The MP is confident that bilateral relations will go from strength to strength and foresees significant results in the long term
The fourth edition of the Programme, hosted by the Spain-India Council Foundation in June 2015, brought four Indian MPs to Spain to learn about the country’s socio-economic situation. The Council Foundation, as part of its active communications policy, is publishing monthly interviews with those participants.
Vivek Gupta is a Member of Indian Parliament representing All India Trinamool Congress (AITC) for Kolkata (West Bengal). He is part of the Consultative Committee of the Ministry of Information and Broadcasting, represents Rajya Sabha (the upper house of Indian Parliament) before the Indian Institutes of Science Education and Research (IISER) and is a member of the National Platform for Disaster Risk Reduction. He is also the Chairman of Group Sanmarg PVT, owner of Sanmarg, the leading Hindu journal in the West of the country.
- What was the image you had of Spain before taking part in the Leaders Programme? How has this image changed after the visit?
I knew Spain as one of Europe’s most important countries. I imagined the country mainly as a tourist hub because of traditions such as gastronomy, soccer and local festivals, but I had no knowledge of how technologically advanced the Spanish economy is, or of the innovation that has taken place in the past few years. The Indian Leaders Programme has been a hugely educational experience for me and has given me the chance to learn about Spain as an exporting country and about the internationalisation of its businesses and pioneering technology. I also didn’t know about its presence in India. I was surprised to learn, for example, that Spanish technology is used at Delhi Airport in a great number of areas. This fact is not duly recognised.
- Which strategies would help build an image of Spain beyond the usual clichés?
Firstly, it should be noted that Spanish companies have a significant presence in India, where they are doing outstanding work and contributing to the economies of the two countries on several levels. Taking it from there, I would suggest certain strategies, such as the need to bet on India as a whole, as the focus tends to be largely on Delhi and Mumbai. More exchanges between the country’s civil societies is also needed, through tourism and international mobility of students. I also think it’s essential to organise events and activities to promote aspects such as Spanish gastronomy, arts and soccer. Those exchanges generate knowledge and interest and help make the message go viral. People will want to visit Spain and, as a result, cultural interest will turn into an interest to invest. Finally, I would suggest that a Government Trade official visit India, specifically cities such as Kolkata, Bangalore and Chennai, to make contact with local Chambers of Commerce and work on a better approach to this process.

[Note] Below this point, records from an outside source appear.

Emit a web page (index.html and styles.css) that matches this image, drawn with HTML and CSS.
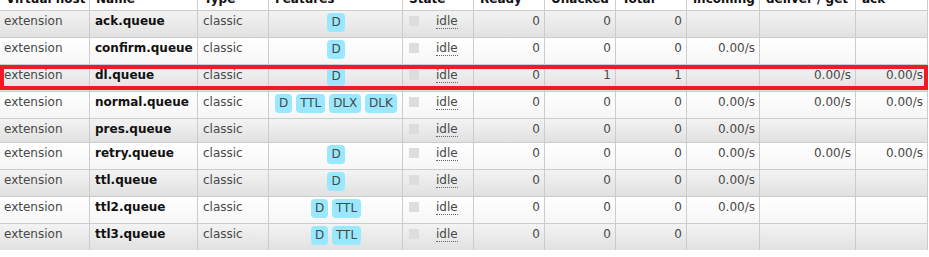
FILE: index.html
```html
<!DOCTYPE html>
<html>
<head>
<meta charset="utf-8">
<link rel="stylesheet" href="styles.css">
</head>
<body>
<div class="wrap">
<table class="list">
<thead>
<tr>
<th class="c1">Virtual host</th>
<th class="c2">Name</th>
<th class="c3">Type</th>
<th class="c4">Features</th>
<th class="c5">State</th>
<th class="c6">Ready</th>
<th class="c7">Unacked</th>
<th class="c8">Total</th>
<th class="c9">incoming</th>
<th class="c10">deliver / get</th>
<th class="c11">ack</th>
</tr>
</thead>
<tbody>
<tr class="alt1">
<td>extension</td><td class="name">ack.queue</td><td>classic</td>
<td class="feat"><span class="tag">D</span></td>
<td><span class="sq"></span><abbr class="st">idle</abbr></td>
<td class="r">0</td><td class="r">0</td><td class="r">0</td><td class="r"></td><td class="r"></td><td class="r"></td>
</tr>
<tr class="alt2">
<td>extension</td><td class="name">confirm.queue</td><td>classic</td>
<td class="feat"><span class="tag">D</span></td>
<td><span class="sq"></span><abbr class="st">idle</abbr></td>
<td class="r">0</td><td class="r">0</td><td class="r">0</td><td class="r">0.00/s</td><td class="r"></td><td class="r"></td>
</tr>
<tr class="alt1">
<td>extension</td><td class="name">dl.queue</td><td>classic</td>
<td class="feat"><span class="tag">D</span></td>
<td><span class="sq"></span><abbr class="st">idle</abbr></td>
<td class="r">0</td><td class="r">1</td><td class="r">1</td><td class="r"></td><td class="r">0.00/s</td><td class="r">0.00/s</td>
</tr>
<tr class="alt2">
<td>extension</td><td class="name">normal.queue</td><td>classic</td>
<td class="feat"><span class="tag">D</span> <span class="tag">TTL</span> <span class="tag">DLX</span> <span class="tag">DLK</span></td>
<td><span class="sq"></span><abbr class="st">idle</abbr></td>
<td class="r">0</td><td class="r">0</td><td class="r">0</td><td class="r">0.00/s</td><td class="r">0.00/s</td><td class="r">0.00/s</td>
</tr>
<tr class="alt1">
<td>extension</td><td class="name">pres.queue</td><td>classic</td>
<td class="feat"></td>
<td><span class="sq"></span><abbr class="st">idle</abbr></td>
<td class="r">0</td><td class="r">0</td><td class="r">0</td><td class="r">0.00/s</td><td class="r"></td><td class="r"></td>
</tr>
<tr class="alt2">
<td>extension</td><td class="name">retry.queue</td><td>classic</td>
<td class="feat"><span class="tag">D</span></td>
<td><span class="sq"></span><abbr class="st">idle</abbr></td>
<td class="r">0</td><td class="r">0</td><td class="r">0</td><td class="r">0.00/s</td><td class="r">0.00/s</td><td class="r">0.00/s</td>
</tr>
<tr class="alt1">
<td>extension</td><td class="name">ttl.queue</td><td>classic</td>
<td class="feat"><span class="tag">D</span></td>
<td><span class="sq"></span><abbr class="st">idle</abbr></td>
<td class="r">0</td><td class="r">0</td><td class="r">0</td><td class="r">0.00/s</td><td class="r"></td><td class="r"></td>
</tr>
<tr class="alt2">
<td>extension</td><td class="name">ttl2.queue</td><td>classic</td>
<td class="feat"><span class="tag">D</span> <span class="tag">TTL</span></td>
<td><span class="sq"></span><abbr class="st">idle</abbr></td>
<td class="r">0</td><td class="r">0</td><td class="r">0</td><td class="r">0.00/s</td><td class="r"></td><td class="r"></td>
</tr>
<tr class="alt1 last">
<td>extension</td><td class="name">ttl3.queue</td><td>classic</td>
<td class="feat"><span class="tag">D</span> <span class="tag">TTL</span></td>
<td><span class="sq"></span><abbr class="st">idle</abbr></td>
<td class="r">0</td><td class="r">0</td><td class="r">0</td><td class="r"></td><td class="r"></td><td class="r"></td>
</tr>
</tbody>
</table>
<div class="mark"></div>
</div>
</body>
</html>
```
FILE: styles.css
```css
html, body {
  margin: 0;
  padding: 0;
  background: #fff;
}
body {
  font-family: "DejaVu Sans", Verdana, sans-serif;
  font-size: 12px;
  line-height: 16px;
  color: #484848;
}
.wrap {
  position: relative;
  width: 929px;
  height: 257px;
  overflow: hidden;
}
table.list {
  table-layout: fixed;
  width: 928px;
  border-collapse: separate;
  border-spacing: 0;
  margin-top: -14px;
}
table.list th,
table.list td {
  box-sizing: border-box;
  border-right: 1px solid #cccccc;
  border-bottom: 1px solid #cccccc;
  vertical-align: top;
  text-align: left;
  overflow: hidden;
  white-space: nowrap;
}
table.list th {
  padding: 5px 5px 3px 6px;
  font-weight: bold;
  color: #111;
  background: #fff;
}
table.list td {
  padding: 2px 4px 5px 5px;
}
table.list td:first-child {
  padding-left: 4px;
}
.c1 { width: 90px; }
.c2 { width: 108px; }
.c3 { width: 71px; }
.c4 { width: 134px; }
.c5 { width: 71px; }
.c6 { width: 71px; }
.c7 { width: 71px; }
.c8 { width: 71px; }
.c9 { width: 73px; }
.c10 { width: 96px; }
.c11 { width: 72px; }

table.list tr.alt1 td {
  background: linear-gradient(#f3f3f3, #e1e1e1);
}
table.list tr.alt2 td {
  background: linear-gradient(#ffffff, #f6f6f6);
}
table.list tr.last td {
  border-bottom: none;
  height: 24px;
}
table.list td.name {
  font-weight: bold;
  color: #111;
}
table.list td.r {
  text-align: right;
}
table.list td.feat {
  text-align: center;
}
.tag {
  display: inline-block;
  vertical-align: top;
  padding: 2px 4px;
  line-height: 15px;
  background: #99e8ff;
  border-radius: 4px;
  color: #484848;
}
.sq {
  display: inline-block;
  width: 10px;
  height: 10px;
  background: #dddddd;
  vertical-align: -1px;
  margin-left: 1px;
  margin-right: 17px;
}
abbr.st {
  text-decoration: none;
  border-bottom: 1px dotted #666;
}
.mark {
  position: absolute;
  left: 0;
  top: 65px;
  width: 928px;
  height: 25px;
  box-sizing: border-box;
  border: 4px solid #ed1c24;
}
```
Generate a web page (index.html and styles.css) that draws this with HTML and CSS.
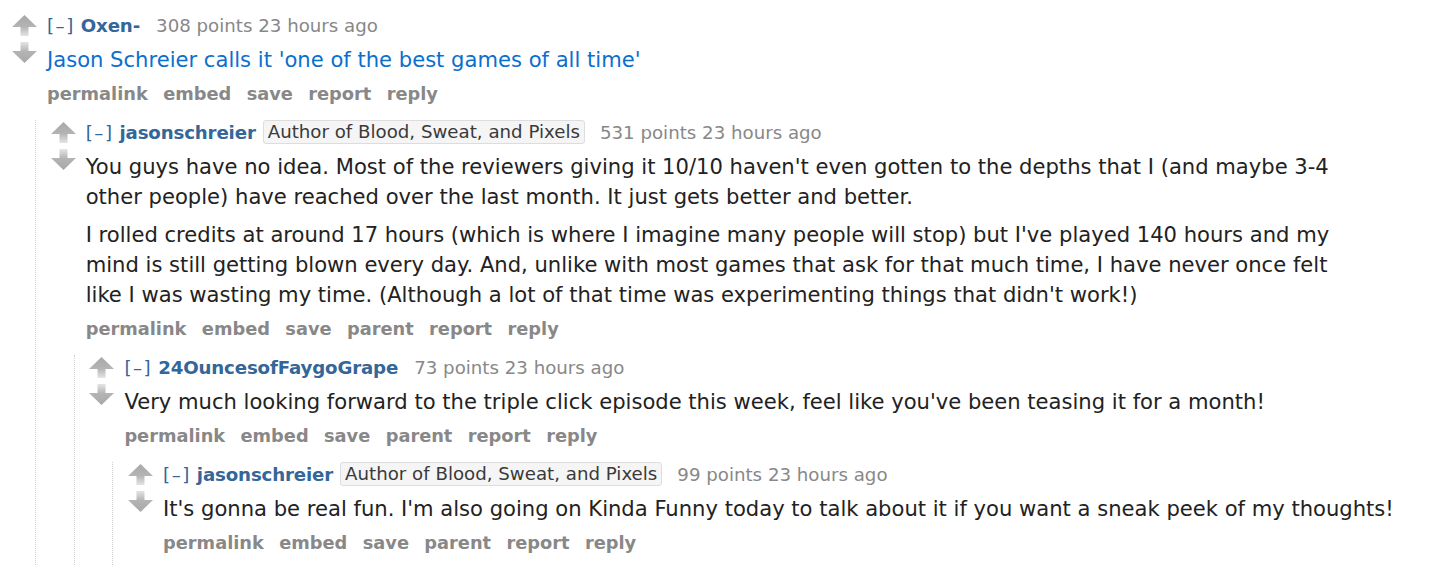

- Throughout the Programme you’ve emphasised the importance of education. How does this impact bilateral relations?
In the event that took place at Caixa Fórum I realised that many Indians come to Spain to study, mainly at business schools, which are among the best in the world. We also looked at some issues that they tend to encounter. It is important to work both ways. On the one hand, more grants need to be offered, to ease the burden of studying abroad. On the other hand, we need to get more information to students through festivals and academic and job fairs showcasing potential opportunities. I wish there were more opportunities for talented, entrepreneurial individuals, and I think India is known the world over for both.
- Which measures should be prioritised to strengthen Spain-India relations?
Rather than specific measures, this is a long-term project. It’s an investment that will eventually bear fruit, as is already happening with the agreements signed to date and our existing business relations. The work of the Spain India Council Foundation and the Leaders Programme has been underway for several years and has had a great impact on this process. From now on, we will keep Spain very much in mind in our work in Parliament, and strive to build a future of friendly, sustainable, long-lasting cooperation.
- What message are you taking away with you from the Spain India Council Foundation’s Indian Leaders Programme?
The programme was excellent, and it went by too fast. After travelling to Madrid and Barcelona, I look forward to visiting the rest of the country someday. In the past 6 days I have had the chance to learn about a range of different Spanish sectors and the enormous cooperation opportunities between the two countries, and I have met people from whom I have learnt a great deal: politicians, business leaders, members of civil society. Given that it is just a week, I don’t think the programme could be improved upon at all, and I would have hated to have missed out on any of the activities.